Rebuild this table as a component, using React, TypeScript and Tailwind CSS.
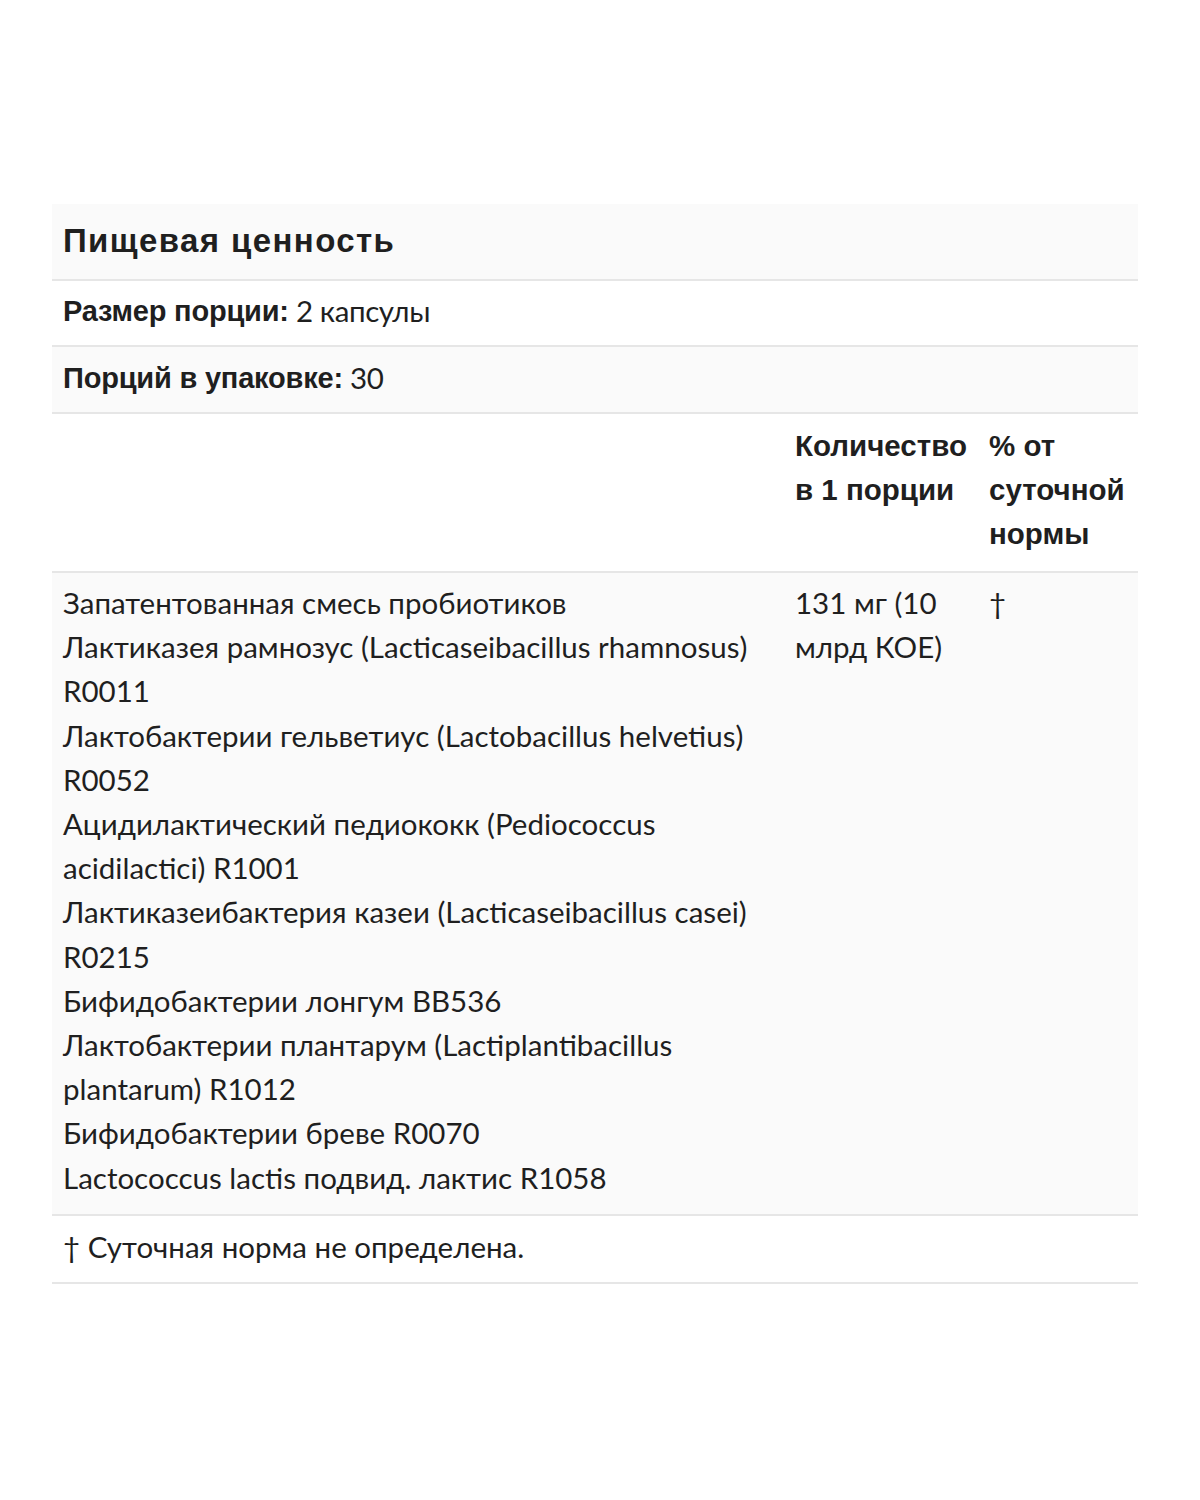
import React from "react";

const lines = [
  "Запатентованная смесь пробиотиков",
  "Лактиказея рамнозус (Lacticaseibacillus rhamnosus)",
  "R0011",
  "Лактобактерии гельветиус (Lactobacillus helvetius)",
  "R0052",
  "Ацидилактический педиококк (Pediococcus",
  "acidilactici) R1001",
  "Лактиказеибактерия казеи (Lacticaseibacillus casei)",
  "R0215",
  "Бифидобактерии лонгум BB536",
  "Лактобактерии плантарум (Lactiplantibacillus",
  "plantarum) R1012",
  "Бифидобактерии бреве R0070",
  "Lactococcus lactis подвид. лактис R1058",
];

const bold = { fontFamily: "'Liberation Sans', Arial, sans-serif" };

export default function App() {
  return (
    <div
      className="w-[1200px] h-[1500px] bg-white text-[#1f1f1f] pt-[204px] px-[52px]"
      style={{ fontFamily: "Lato, 'Noto Sans', sans-serif" }}
    >
      <div className="w-[1086px] text-[29.5px] leading-[44.2px]">
        <div className="bg-[#fafafa] border-b-2 border-[#e6e6e6] h-[77px] flex items-center px-[11px]">
          <span className="font-bold text-[33px] tracking-[1.4px] pb-[1px]" style={bold}>
            Пищевая ценность
          </span>
        </div>
        <div className="bg-white border-b-2 border-[#e6e6e6] h-[66px] flex items-center px-[11px] pb-[3px]">
          <span className="font-bold text-[29px] tracking-[-0.2px]" style={bold}>
            Размер порции:
          </span>
          <span className="tracking-[-0.4px]">&nbsp;2 капсулы</span>
        </div>
        <div className="bg-[#fafafa] border-b-2 border-[#e6e6e6] h-[67px] flex items-center px-[11px] pb-[3px]">
          <span className="font-bold text-[29px] tracking-[-0.2px]" style={bold}>
            Порций в упаковке:
          </span>
          <span className="tracking-[-0.4px]">&nbsp;30</span>
        </div>
        <div className="bg-white border-b-2 border-[#e6e6e6] flex pt-[10px] h-[159px]">
          <div className="w-[732px] px-[11px]"></div>
          <div className="w-[194px] px-[11px] font-bold text-[29.5px]" style={bold}>
            Количество в 1 порции
          </div>
          <div className="w-[160px] px-[11px] font-bold text-[29.5px]" style={bold}>
            % от суточной нормы
          </div>
        </div>
        <div className="bg-[#fafafa] border-b-2 border-[#e6e6e6] flex pt-[8px] h-[643px]">
          <div className="w-[732px] px-[11px]">
            {lines.map((l, i) => (
              <div key={i}>{l}</div>
            ))}
          </div>
          <div className="w-[194px] px-[11px]">131 мг (10 млрд КОЕ)</div>
          <div className="w-[160px] px-[11px]">†</div>
        </div>
        <div className="bg-white border-b-2 border-[#e6e6e6] h-[68px] flex items-center px-[11px] pb-[3px]">
          † Суточная норма не определена.
        </div>
      </div>
    </div>
  );
}
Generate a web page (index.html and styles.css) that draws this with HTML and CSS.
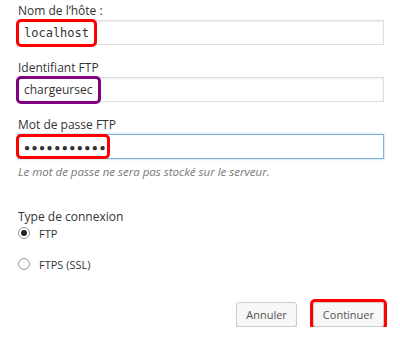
FILE: index.html
```html
<!DOCTYPE html>
<html lang="fr">
<head>
    <meta charset="UTF-8">
    <title>Connexion FTP</title>
    <link rel="stylesheet" href="styles.css">
</head>
<body>
    <form class="ftp-form">
        <div class="field">
            <label class="field-label">Nom de l’hôte :</label>
            <div class="input-wrap">
                <input class="text-input mono" type="text" value="localhost">
                <span class="mark mark-red mark-host"></span>
            </div>
        </div>
        <div class="field">
            <label class="field-label">Identifiant FTP</label>
            <div class="input-wrap">
                <input class="text-input" type="text" value="chargeursec">
                <span class="mark mark-purple mark-user"></span>
            </div>
        </div>
        <div class="field">
            <label class="field-label">Mot de passe FTP</label>
            <div class="input-wrap">
                <input class="text-input focused" type="text" value="●●●●●●●●●●●">
                <span class="mark mark-red mark-pass"></span>
            </div>
            <p class="hint">Le mot de passe ne sera pas stocké sur le serveur.</p>
        </div>

        <fieldset class="conn-type">
            <legend class="field-label">Type de connexion</legend>
            <label class="radio-row"><span class="radio checked"></span>FTP</label>
            <label class="radio-row"><span class="radio"></span>FTPS (SSL)</label>
        </fieldset>

        <div class="actions">
            <button type="button" class="btn">Annuler</button>
            <div class="btn-wrap">
                <button type="button" class="btn">Continuer</button>
                <span class="mark mark-red mark-btn"></span>
            </div>
        </div>
    </form>
</body>
</html>
```

FILE: styles.css
```css
body {
    margin: 0;
    background-color: #fff;
    font-family: 'Open Sans', sans-serif;
    color: #333;
}

.ftp-form {
    padding: 3px 16px 0 18px;
}

.field {
    margin-bottom: 15px;
}

.field-label {
    display: block;
    font-size: 12px;
    line-height: 16px;
    color: #333;
    margin-bottom: 1px;
}

.input-wrap {
    position: relative;
}

.text-input {
    display: block;
    box-sizing: border-box;
    width: 100%;
    height: 25px;
    padding: 0 5px;
    border: 1px solid #ddd;
    box-shadow: inset 0 1px 2px rgba(0, 0, 0, 0.07);
    font-family: 'Open Sans', sans-serif;
    font-size: 12px;
    color: #333;
    background: #fff;
}

.text-input.mono {
    font-family: 'DejaVu Sans Mono', monospace;
    font-size: 12px;
}

.text-input.focused {
    border-color: #7fb2e0;
    box-shadow: 0 0 2px rgba(30, 140, 190, 0.5);
    font-size: 10px;
    letter-spacing: 1.5px;
}

.mark {
    position: absolute;
    border: 3px solid #f00;
    border-radius: 5px;
    pointer-events: none;
}

.mark-purple {
    border-color: #800080;
}

.mark-host {
    left: -2px;
    top: -1px;
    width: 75px;
    height: 22px;
}

.mark-user {
    left: -2px;
    top: -1px;
    width: 79px;
    height: 22px;
}

.mark-pass {
    left: -2px;
    top: 0;
    width: 88px;
    height: 19px;
}

.hint {
    margin: 5px 0 0;
    font-size: 11.5px;
    font-style: italic;
    color: #777;
}

.conn-type {
    border: none;
    margin: 30px 0 0;
    padding: 0;
}

.conn-type legend {
    padding: 0;
    margin-bottom: 0;
}

.radio-row {
    display: flex;
    align-items: center;
    gap: 9px;
    font-size: 11px;
    height: 16px;
    margin-bottom: 15px;
}

.radio {
    box-sizing: border-box;
    width: 12px;
    height: 12px;
    border: 1px solid #999;
    border-radius: 50%;
    display: flex;
    align-items: center;
    justify-content: center;
}

.radio.checked::after {
    content: "";
    width: 6px;
    height: 6px;
    border-radius: 50%;
    background: #222;
}

.actions {
    display: flex;
    justify-content: flex-end;
    align-items: center;
    gap: 16px;
    margin-top: 15px;
}

.btn-wrap {
    position: relative;
}

.btn {
    display: block;
    height: 25px;
    padding: 0 9px;
    border: 1px solid #ccc;
    border-radius: 3px;
    background: #f7f7f7;
    box-shadow: 0 1px 0 #ccc;
    font-family: 'Open Sans', sans-serif;
    font-size: 11px;
    color: #555;
}

.mark-btn {
    left: -3px;
    top: -3px;
    right: -3px;
    bottom: -3px;
}
```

Exercise: From the material above, reproduce everything verbatim except the pictures.

Final answer:
Rebuild this table as a component, using React, TypeScript and Tailwind CSS.
import React from "react";

const lines = [
  "Запатентованная смесь пробиотиков",
  "Лактиказея рамнозус (Lacticaseibacillus rhamnosus)",
  "R0011",
  "Лактобактерии гельветиус (Lactobacillus helvetius)",
  "R0052",
  "Ацидилактический педиококк (Pediococcus",
  "acidilactici) R1001",
  "Лактиказеибактерия казеи (Lacticaseibacillus casei)",
  "R0215",
  "Бифидобактерии лонгум BB536",
  "Лактобактерии плантарум (Lactiplantibacillus",
  "plantarum) R1012",
  "Бифидобактерии бреве R0070",
  "Lactococcus lactis подвид. лактис R1058",
];

const bold = { fontFamily: "'Liberation Sans', Arial, sans-serif" };

export default function App() {
  return (
    <div
      className="w-[1200px] h-[1500px] bg-white text-[#1f1f1f] pt-[204px] px-[52px]"
      style={{ fontFamily: "Lato, 'Noto Sans', sans-serif" }}
    >
      <div className="w-[1086px] text-[29.5px] leading-[44.2px]">
        <div className="bg-[#fafafa] border-b-2 border-[#e6e6e6] h-[77px] flex items-center px-[11px]">
          <span className="font-bold text-[33px] tracking-[1.4px] pb-[1px]" style={bold}>
            Пищевая ценность
          </span>
        </div>
        <div className="bg-white border-b-2 border-[#e6e6e6] h-[66px] flex items-center px-[11px] pb-[3px]">
          <span className="font-bold text-[29px] tracking-[-0.2px]" style={bold}>
            Размер порции:
          </span>
          <span className="tracking-[-0.4px]">&nbsp;2 капсулы</span>
        </div>
        <div className="bg-[#fafafa] border-b-2 border-[#e6e6e6] h-[67px] flex items-center px-[11px] pb-[3px]">
          <span className="font-bold text-[29px] tracking-[-0.2px]" style={bold}>
            Порций в упаковке:
          </span>
          <span className="tracking-[-0.4px]">&nbsp;30</span>
        </div>
        <div className="bg-white border-b-2 border-[#e6e6e6] flex pt-[10px] h-[159px]">
          <div className="w-[732px] px-[11px]"></div>
          <div className="w-[194px] px-[11px] font-bold text-[29.5px]" style={bold}>
            Количество в 1 порции
          </div>
          <div className="w-[160px] px-[11px] font-bold text-[29.5px]" style={bold}>
            % от суточной нормы
          </div>
        </div>
        <div className="bg-[#fafafa] border-b-2 border-[#e6e6e6] flex pt-[8px] h-[643px]">
          <div className="w-[732px] px-[11px]">
            {lines.map((l, i) => (
              <div key={i}>{l}</div>
            ))}
          </div>
          <div className="w-[194px] px-[11px]">131 мг (10 млрд КОЕ)</div>
          <div className="w-[160px] px-[11px]">†</div>
        </div>
        <div className="bg-white border-b-2 border-[#e6e6e6] h-[68px] flex items-center px-[11px] pb-[3px]">
          † Суточная норма не определена.
        </div>
      </div>
    </div>
  );
}
Generate a web page (index.html and styles.css) that draws this with HTML and CSS.
FILE: index.html
```html
<!DOCTYPE html>
<html lang="fr">
<head>
    <meta charset="UTF-8">
    <title>Connexion FTP</title>
    <link rel="stylesheet" href="styles.css">
</head>
<body>
    <form class="ftp-form">
        <div class="field">
            <label class="field-label">Nom de l’hôte :</label>
            <div class="input-wrap">
                <input class="text-input mono" type="text" value="localhost">
                <span class="mark mark-red mark-host"></span>
            </div>
        </div>
        <div class="field">
            <label class="field-label">Identifiant FTP</label>
            <div class="input-wrap">
                <input class="text-input" type="text" value="chargeursec">
                <span class="mark mark-purple mark-user"></span>
            </div>
        </div>
        <div class="field">
            <label class="field-label">Mot de passe FTP</label>
            <div class="input-wrap">
                <input class="text-input focused" type="text" value="●●●●●●●●●●●">
                <span class="mark mark-red mark-pass"></span>
            </div>
            <p class="hint">Le mot de passe ne sera pas stocké sur le serveur.</p>
        </div>

        <fieldset class="conn-type">
            <legend class="field-label">Type de connexion</legend>
            <label class="radio-row"><span class="radio checked"></span>FTP</label>
            <label class="radio-row"><span class="radio"></span>FTPS (SSL)</label>
        </fieldset>

        <div class="actions">
            <button type="button" class="btn">Annuler</button>
            <div class="btn-wrap">
                <button type="button" class="btn">Continuer</button>
                <span class="mark mark-red mark-btn"></span>
            </div>
        </div>
    </form>
</body>
</html>
```

FILE: styles.css
```css
body {
    margin: 0;
    background-color: #fff;
    font-family: 'Open Sans', sans-serif;
    color: #333;
}

.ftp-form {
    padding: 3px 16px 0 18px;
}

.field {
    margin-bottom: 15px;
}

.field-label {
    display: block;
    font-size: 12px;
    line-height: 16px;
    color: #333;
    margin-bottom: 1px;
}

.input-wrap {
    position: relative;
}

.text-input {
    display: block;
    box-sizing: border-box;
    width: 100%;
    height: 25px;
    padding: 0 5px;
    border: 1px solid #ddd;
    box-shadow: inset 0 1px 2px rgba(0, 0, 0, 0.07);
    font-family: 'Open Sans', sans-serif;
    font-size: 12px;
    color: #333;
    background: #fff;
}

.text-input.mono {
    font-family: 'DejaVu Sans Mono', monospace;
    font-size: 12px;
}

.text-input.focused {
    border-color: #7fb2e0;
    box-shadow: 0 0 2px rgba(30, 140, 190, 0.5);
    font-size: 10px;
    letter-spacing: 1.5px;
}

.mark {
    position: absolute;
    border: 3px solid #f00;
    border-radius: 5px;
    pointer-events: none;
}

.mark-purple {
    border-color: #800080;
}

.mark-host {
    left: -2px;
    top: -1px;
    width: 75px;
    height: 22px;
}

.mark-user {
    left: -2px;
    top: -1px;
    width: 79px;
    height: 22px;
}

.mark-pass {
    left: -2px;
    top: 0;
    width: 88px;
    height: 19px;
}

.hint {
    margin: 5px 0 0;
    font-size: 11.5px;
    font-style: italic;
    color: #777;
}

.conn-type {
    border: none;
    margin: 30px 0 0;
    padding: 0;
}

.conn-type legend {
    padding: 0;
    margin-bottom: 0;
}

.radio-row {
    display: flex;
    align-items: center;
    gap: 9px;
    font-size: 11px;
    height: 16px;
    margin-bottom: 15px;
}

.radio {
    box-sizing: border-box;
    width: 12px;
    height: 12px;
    border: 1px solid #999;
    border-radius: 50%;
    display: flex;
    align-items: center;
    justify-content: center;
}

.radio.checked::after {
    content: "";
    width: 6px;
    height: 6px;
    border-radius: 50%;
    background: #222;
}

.actions {
    display: flex;
    justify-content: flex-end;
    align-items: center;
    gap: 16px;
    margin-top: 15px;
}

.btn-wrap {
    position: relative;
}

.btn {
    display: block;
    height: 25px;
    padding: 0 9px;
    border: 1px solid #ccc;
    border-radius: 3px;
    background: #f7f7f7;
    box-shadow: 0 1px 0 #ccc;
    font-family: 'Open Sans', sans-serif;
    font-size: 11px;
    color: #555;
}

.mark-btn {
    left: -3px;
    top: -3px;
    right: -3px;
    bottom: -3px;
}
```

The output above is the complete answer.